Graph neural networks extrapolate out-of-distribution for shortest paths
Robert R. Nerem, Samantha Chen, Sanjoy Dasgupta, Yusu Wang
TL;DR
The paper tackles the challenge of graph neural networks extrapolating to out-of-distribution inputs by enforcing neural algorithmic alignment with the Bellman-Ford dynamic-programming paradigm through sparsity-regularized training. It proves that a MinAgg GNN trained on a small set of BF instances implements BF exactly (or with proportional error) and thus generalizes to arbitrarily large graphs. Theoretical results (including bounds on the extrapolation error) are complemented by empirical evidence showing that gradient descent can find BF-aligned solutions when L1 regularization is applied. This work provides a principled route to robust size generalization in GNN-based shortest-path computations and suggests broader applicability to other algorithmic tasks and architectures.
Abstract
Neural networks (NNs), despite their success and wide adoption, still struggle to extrapolate out-of-distribution (OOD), i.e., to inputs that are not well-represented by their training dataset. Addressing the OOD generalization gap is crucial when models are deployed in environments significantly different from the training set, such as applying Graph Neural Networks (GNNs) trained on small graphs to large, real-world graphs. One promising approach for achieving robust OOD generalization is the framework of neural algorithmic alignment, which incorporates ideas from classical algorithms by designing neural architectures that resemble specific algorithmic paradigms (e.g. dynamic programming).

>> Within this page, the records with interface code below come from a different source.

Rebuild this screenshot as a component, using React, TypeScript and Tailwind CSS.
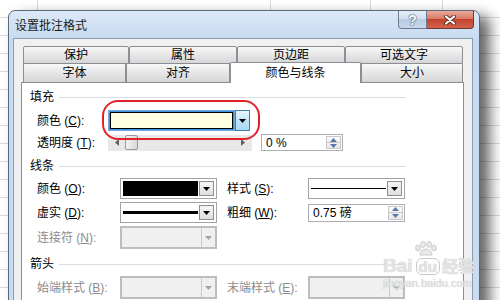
const FONT = "font-['Liberation_Sans','Noto_Sans_CJK_SC',sans-serif]";

function DownArrow({ color = "#000" }: { color?: string }) {
  return (
    <svg width="7" height="4" viewBox="0 0 7 4">
      <path d="M0 0h7L3.5 4z" fill={color} />
    </svg>
  );
}

function SpinButtons() {
  return (
    <div className="my-[1px] mr-[1px] flex w-[15px] flex-col border border-[#c9c9c9] bg-[linear-gradient(to_bottom,#fbfbfb,#e8e8e8)]">
      <div className="flex flex-1 items-center justify-center border-b border-[#c9c9c9]">
        <svg width="7" height="4" viewBox="0 0 7 4">
          <path d="M3.5 0L7 4H0z" fill="#5b77a8" />
        </svg>
      </div>
      <div className="flex flex-1 items-center justify-center">
        <DownArrow color="#5b77a8" />
      </div>
    </div>
  );
}

function Combo({ children }: { children?: React.ReactNode }) {
  return (
    <div className="flex h-[21px] w-[97px] gap-[1px] border border-[#a3a3a3] bg-white p-[2px]">
      <div className="flex flex-1 items-center">{children}</div>
      <div className="flex w-[15px] items-center justify-center border border-[#8e8e8e] bg-[linear-gradient(to_bottom,#f6f6f6,#dedede)]">
        <DownArrow />
      </div>
    </div>
  );
}

function DisabledCombo() {
  return (
    <div className="flex h-[23px] w-[97px] border-2 border-[#bdbdbd] bg-[#f0f0f0]">
      <div className="flex-1" />
      <div className="flex w-[14px] items-center justify-center border-l border-[#cacaca]">
        <DownArrow color="#a3a3a3" />
      </div>
    </div>
  );
}

function Heading({ text, className }: { text: string; className: string }) {
  return (
    <div className={`ml-[8px] flex h-[20px] w-[376px] shrink-0 items-center gap-[5px] ${className}`}>
      <span className="text-[12px] leading-none text-black">{text}</span>
      <div className="h-px flex-1 bg-[#d5dde5]" />
    </div>
  );
}

function Tab({ label, w }: { label: string; w: string }) {
  return (
    <div
      className={`flex items-center justify-center rounded-t-[2px] border border-[#8b8e96] bg-[linear-gradient(to_bottom,#f8f8f8,#e6e6e6_50%,#d6d6d6)] text-[12px] leading-none text-black ${w}`}
    >
      {label}
    </div>
  );
}

function Watermark() {
  return (
    <div className="pointer-events-none absolute left-[383px] top-[241px] flex flex-col text-[#e4e4e4] [text-shadow:0_0_1px_#b8b8b8]">
      <svg className="ml-[31px]" width="24" height="15" viewBox="0 0 24 15">
        <g fill="#e8e8e8" stroke="#c4c4c4" strokeWidth="0.8">
          <ellipse cx="4" cy="7" rx="2.4" ry="3" />
          <ellipse cx="9" cy="3.4" rx="2.4" ry="3" />
          <ellipse cx="15" cy="3.4" rx="2.4" ry="3" />
          <ellipse cx="20" cy="7" rx="2.4" ry="3" />
          <path d="M6 14c0-4 3-6 6-6s6 2 6 6z" />
        </g>
      </svg>
      <div className="flex items-end leading-none">
        <span className="text-[19px] font-bold">Bai</span>
        <span className="ml-[3px] rounded-[6px] border border-[#c8c8c8] px-[2px] text-[15px] font-bold">du</span>
        <span className="ml-[2px] text-[16px] font-bold">经验</span>
      </div>
      <div className="mt-[3px] text-[11px] leading-none">jingyan.baidu.com</div>
    </div>
  );
}

export default function App() {
  return (
    <div
      className={`relative h-[300px] w-[500px] overflow-hidden bg-white bg-[linear-gradient(90deg,transparent_37px,#dadada_37px,#dadada_38px,transparent_38px,transparent_270px,#dadada_270px,#dadada_271px,transparent_271px,transparent_370px,#dadada_370px,#dadada_371px,transparent_371px,transparent_442px,#dadada_442px,#dadada_443px,transparent_443px),repeating-linear-gradient(180deg,transparent_0px,transparent_17px,#dadada_17px,#dadada_18px)] pl-[8px] pt-[10px] ${FONT}`}
    >
      <div className="flex w-[472px] flex-col rounded-t-[7px] border border-[#59697e] bg-[linear-gradient(to_bottom,#dce8f6,#c6daf1_28px,#cadcf1)] shadow-[10px_6px_14px_rgba(0,0,0,0.6)]">
        {/* title bar */}
        <div className="flex h-[27px] shrink-0 items-start">
          <span className="pl-[6px] pt-[8px] text-[12px] leading-[14px] text-[#1b1b1b]">设置批注格式</span>
          <div className="ml-auto mr-[5px] flex">
            <div className="flex h-[18px] w-[29px] items-center justify-center rounded-bl-[4px] border border-t-0 border-[#6a7c93] bg-[linear-gradient(to_bottom,#e6eef8,#d3e0f0_45%,#b8cbe2_50%,#c8d7ea)] text-[14px] font-bold leading-none text-white [text-shadow:0_0_2px_#2d3f58,0_0_1px_#2d3f58]">
              ?
            </div>
            <div className="flex h-[18px] w-[47px] items-center justify-center rounded-br-[4px] border border-l-0 border-t-0 border-[#6e3a31] bg-[linear-gradient(to_bottom,#eaa99b,#d97b67_45%,#c5432d_50%,#d2634c)]">
              <svg width="14" height="10" viewBox="0 0 14 10">
                <path d="M3 1.5l8 7M11 1.5l-8 7" stroke="#5a2a22" strokeWidth="4" strokeLinecap="round" />
                <path d="M3 1.5l8 7M11 1.5l-8 7" stroke="#fff" strokeWidth="2.2" strokeLinecap="round" />
              </svg>
            </div>
          </div>
        </div>

        {/* client area */}
        <div className="mb-[6px] ml-[4px] flex w-[460px] flex-col border border-[#8d9db1] bg-[#f0f0f0] pl-[7px] pt-[7px]">
          <div className="ml-[2px] flex w-[440px] flex-col">
            <div className="flex h-[18px]">
              <Tab label="保护" w="w-[106px]" />
              <Tab label="属性" w="w-[108px]" />
              <Tab label="页边距" w="w-[108px]" />
              <Tab label="可选文字" w="w-[118px]" />
            </div>
            <div className="-mt-[1px] flex h-[19px] items-end">
              <div className="flex h-[19px] w-[103px] items-center justify-center rounded-t-[2px] border border-b-0 border-[#8b8e96] bg-[linear-gradient(to_bottom,#f8f8f8,#e6e6e6_50%,#d6d6d6)] text-[12px] leading-none">
                字体
              </div>
              <div className="flex h-[19px] w-[104px] items-center justify-center rounded-t-[2px] border border-b-0 border-[#8b8e96] bg-[linear-gradient(to_bottom,#f8f8f8,#e6e6e6_50%,#d6d6d6)] text-[12px] leading-none">
                对齐
              </div>
              <div className="relative z-10 -mb-[1px] flex h-[21px] w-[131px] items-center justify-center rounded-t-[2px] border border-b-0 border-[#8b8e96] bg-white pb-[1px] text-[12px] leading-none">
                颜色与线条
              </div>
              <div className="flex h-[19px] w-[102px] items-center justify-center rounded-t-[2px] border border-b-0 border-[#8b8e96] bg-[linear-gradient(to_bottom,#f8f8f8,#e6e6e6_50%,#d6d6d6)] text-[12px] leading-none">
                大小
              </div>
            </div>
          </div>

          {/* panel */}
          <div className="relative flex h-[260px] w-[443px] flex-col border border-[#8b8e96] bg-white text-[12px] leading-none">
            <Heading text="填充" className="mt-[4px]" />

            <div className="ml-[15px] mt-[3px] flex h-[21px] shrink-0 items-center">
              <span className="w-[71px]">
                颜色 (<span className="underline">C</span>):
              </span>
              <div className="flex h-[21px] w-[142px]">
                <div className="flex-1 border border-[#72a8de] bg-[#3a92e6] p-[1px]">
                  <div className="h-full border border-black bg-[#ffffe1]" />
                </div>
                <div className="flex w-[15px] items-center justify-center border border-[#3c7fb1] bg-[linear-gradient(to_bottom,#eaf6fd,#bee4f8_50%,#a7d9f5)]">
                  <DownArrow />
                </div>
              </div>
            </div>

            <div className="ml-[15px] mt-[3px] flex h-[17px] shrink-0 items-center">
              <span className="w-[71px]">
                透明度 (<span className="underline">T</span>):
              </span>
              <div className="flex h-[16px] w-[144px] items-center bg-[#e8e8e8] px-[7px]">
                <svg width="4" height="7" viewBox="0 0 4 7">
                  <path d="M4 0v7L0 3.5z" fill="#606060" />
                </svg>
                <div className="ml-[6px] h-[15px] w-[13px] rounded-[2px] border border-[#979797] bg-[linear-gradient(to_right,#f2f2f2,#d9d9d9)]" />
                <div className="flex-1" />
                <svg width="4" height="7" viewBox="0 0 4 7">
                  <path d="M0 0v7L4 3.5z" fill="#606060" />
                </svg>
              </div>
              <div className="ml-[9px] flex h-[17px] w-[82px] border border-[#abadb3] bg-white">
                <span className="flex flex-1 items-center pl-[4px]">0 %</span>
                <SpinButtons />
              </div>
            </div>

            <Heading text="线条" className="mt-[5px]" />

            <div className="ml-[15px] mt-[2px] flex h-[21px] shrink-0 items-center">
              <span className="w-[83px]">
                颜色 (<span className="underline">O</span>):
              </span>
              <Combo>
                <div className="h-full w-full bg-black" />
              </Combo>
              <span className="ml-[10px] w-[81px]">
                样式 (<span className="underline">S</span>):
              </span>
              <Combo>
                <div className="h-px w-full bg-black" />
              </Combo>
            </div>

            <div className="ml-[15px] mt-[3px] flex h-[21px] shrink-0 items-center">
              <span className="w-[83px]">
                虚实 (<span className="underline">D</span>):
              </span>
              <Combo>
                <div className="h-[3px] w-full bg-black" />
              </Combo>
              <span className="ml-[10px] w-[81px]">
                粗细 (<span className="underline">W</span>):
              </span>
              <div className="flex h-[18px] w-[97px] border border-[#abadb3] bg-white">
                <span className="flex flex-1 items-center pl-[4px]">0.75 磅</span>
                <SpinButtons />
              </div>
            </div>

            <div className="ml-[15px] mt-[3px] flex h-[23px] shrink-0 items-center text-[#8b8b8b]">
              <span className="w-[83px]">
                连接符 (<span className="underline">N</span>):
              </span>
              <DisabledCombo />
            </div>

            <Heading text="箭头" className="mt-[5px]" />

            <div className="ml-[15px] mt-[2px] flex h-[23px] shrink-0 items-center text-[#8b8b8b]">
              <span className="w-[83px]">
                始端样式 (<span className="underline">B</span>):
              </span>
              <DisabledCombo />
              <span className="ml-[10px] w-[81px]">
                末端样式 (<span className="underline">E</span>):
              </span>
              <DisabledCombo />
            </div>

            {/* red annotation ring */}
            <div className="pointer-events-none absolute left-[80px] top-[17px] h-[40px] w-[158px] rounded-[16px] border-2 border-[#e0232b]" />
          </div>
        </div>
      </div>
      <Watermark />
    </div>
  );
}
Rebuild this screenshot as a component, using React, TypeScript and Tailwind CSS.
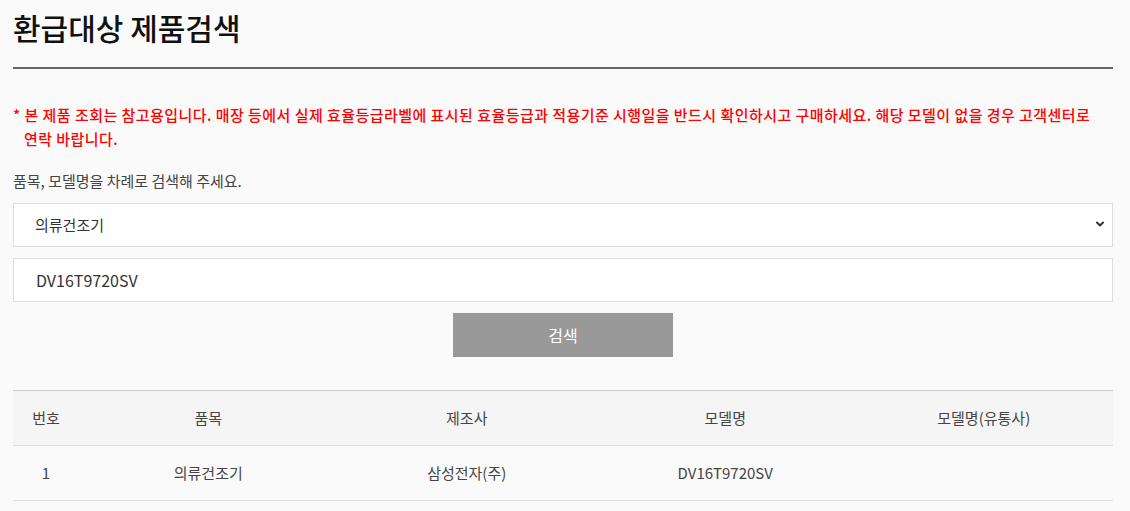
import { ChevronDown } from 'lucide-react';

type Row = {
  no: number;
  category: string;
  maker: string;
  model: string;
  dealerModel: string;
};

const rows: Row[] = [
  { no: 1, category: '의류건조기', maker: '삼성전자(주)', model: 'DV16T9720SV', dealerModel: '' },
];

const font = { fontFamily: '"Noto Sans CJK KR", "Noto Sans", sans-serif' };

const App = () => {
  return (
    <div className="min-h-screen bg-[#fafafa] text-[#333]" style={font}>
      <div className="w-[1100px] ml-[13px]">
        <h1 className="pt-[7px] h-[67px] text-[30px] font-medium text-[#111] leading-[40px]">환급대상 제품검색</h1>
        <div className="h-[2px] bg-[#666]" />

        <p className="mt-[34px] pl-[11px] -indent-[11px] pr-[20px] text-[15px] font-medium tracking-[0.45px] leading-[24px] text-[#ff0000]">
          * 본 제품 조회는 참고용입니다. 매장 등에서 실제 효율등급라벨에 표시된 효율등급과 적용기준 시행일을 반드시 확인하시고 구매하세요. 해당 모델이 없을 경우 고객센터로 연락 바랍니다.
        </p>

        <p className="mt-[19px] text-[15px] leading-[22px] text-[#444]">품목, 모델명을 차례로 검색해 주세요.</p>

        <div className="mt-[11px] relative h-[44px] border border-[#ddd] bg-white flex items-center pl-[21px]">
          <span className="text-[15px] text-[#333]">의류건조기</span>
          <ChevronDown className="absolute right-[6px] top-[14px] w-[12px] h-[12px] text-[#333]" strokeWidth={4} />
        </div>

        <div className="mt-[11px] h-[44px] border border-[#ddd] bg-white flex items-center pl-[22px]">
          <span className="text-[16px] text-[#333]">DV16T9720SV</span>
        </div>

        <div className="mt-[11px] flex justify-center">
          <button className="w-[220px] h-[44px] bg-[#999] text-white text-[16px]">검색</button>
        </div>

        <table className="mt-[33px] w-full table-fixed border-t border-[#ccc] text-[15px] text-[#444]">
          <colgroup>
            <col className="w-[66px]" />
            <col />
            <col />
            <col />
            <col />
          </colgroup>
          <thead>
            <tr className="h-[55px] bg-[#f5f5f5] border-b border-[#ddd]">
              <th className="font-normal">번호</th>
              <th className="font-normal">품목</th>
              <th className="font-normal">제조사</th>
              <th className="font-normal">모델명</th>
              <th className="font-normal">모델명(유통사)</th>
            </tr>
          </thead>
          <tbody>
            {rows.map((r) => (
              <tr key={r.no} className="h-[55px] border-b border-[#ddd]">
                <td className="text-center">{r.no}</td>
                <td className="text-center">{r.category}</td>
                <td className="text-center">{r.maker}</td>
                <td className="text-center">{r.model}</td>
                <td className="text-center">{r.dealerModel}</td>
              </tr>
            ))}
          </tbody>
        </table>
      </div>
    </div>
  );
};

export default App;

The hope is that trained models of this form would have superior OOD capabilities, in much the same way that classical algorithms work for all instances. We rigorously analyze the role of algorithmic alignment in achieving OOD generalization, focusing on graph neural networks (GNNs) applied to the canonical shortest path problem. We prove that GNNs, trained to minimize a sparsity-regularized loss over a small set of shortest path instances, exactly implement the Bellman-Ford (BF) algorithm for shortest paths. In fact, if a GNN minimizes this loss within an error of $ε$, it implements the BF algorithm with an error of $O(ε)$. Consequently, despite limited training data, these GNNs are guaranteed to extrapolate to arbitrary shortest-path problems, including instances of any size. Our empirical results support our theory by showing that NNs trained by gradient descent are able to minimize this loss and extrapolate in practice.